What impression am I giving the players as I walk towards them with a face like thunder due to that bloke who cut me off on the road just now?
What impression am I giving the parents who saw ME drive like a lunatic on the way to training?
Do I look like I want to be there? If I don’t, then how will that make my players feel? How will that make the player’s parents feel (if junior players)?
When I am addressing the players have I got their attention? ALL of their attention?
Are my arms crossed and am I speaking down to smaller kids?
Am I varying the tone and volume of my voice depending on the nature of what I am saying?
Have I been talking for too long and have the players switched off?
Am I setting the right example with my appearance?
Is my behavior (from the moment I am visible to players, parents, supporters) in accordance with the standards that I expect of my players?
How do I react if a player continuously gets the drill wrong? Do I ask myself whether I have explained it in such a way to make it easier to understand? Do I blame the player? Do I ignore it and concentrate on the rest of the team?

These are just a few of the many, many questions that a coach can ask themselves. Quite often it is very difficult to get all of the answers on your own.
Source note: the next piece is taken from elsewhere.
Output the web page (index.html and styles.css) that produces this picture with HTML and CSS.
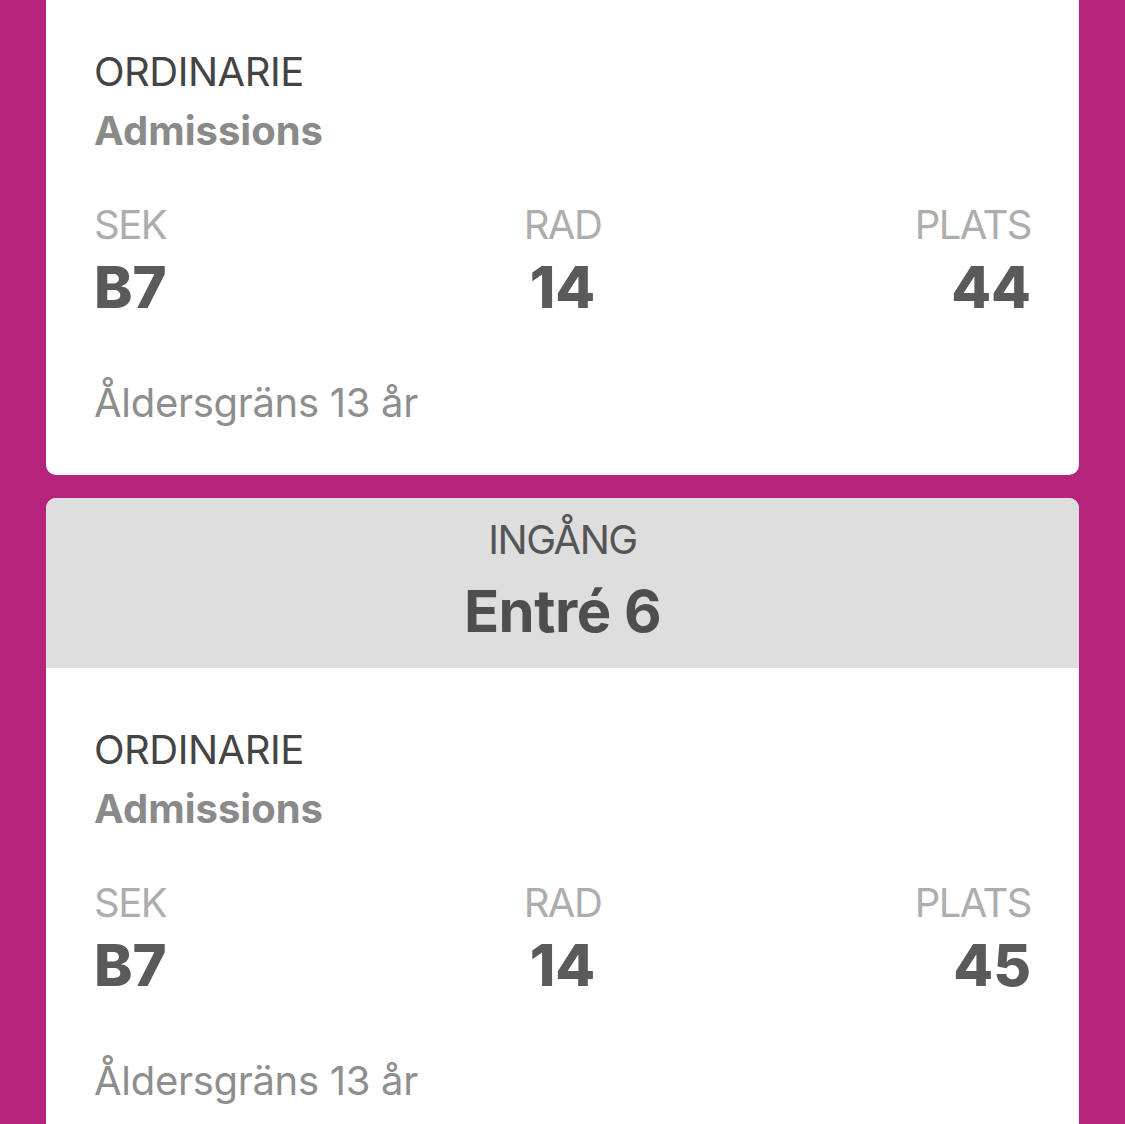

That is when getting feedback is very useful. Actually seeking feedback and not shying away from that feedback. This might come from a mentor or a fellow coach or just as usefully the players themselves.

Being aware of the messages we send as a coach doesn’t have to be something to cause concern ie always worrying about what the people around us are thinking of us. Just having awareness that we are always sending a message can make the real difference between being a good, great or not so good coach.

As Ella Fitzgerald sings in the 1939 Jazz hit ‘Taint what you do (it’s the way that you do it)’!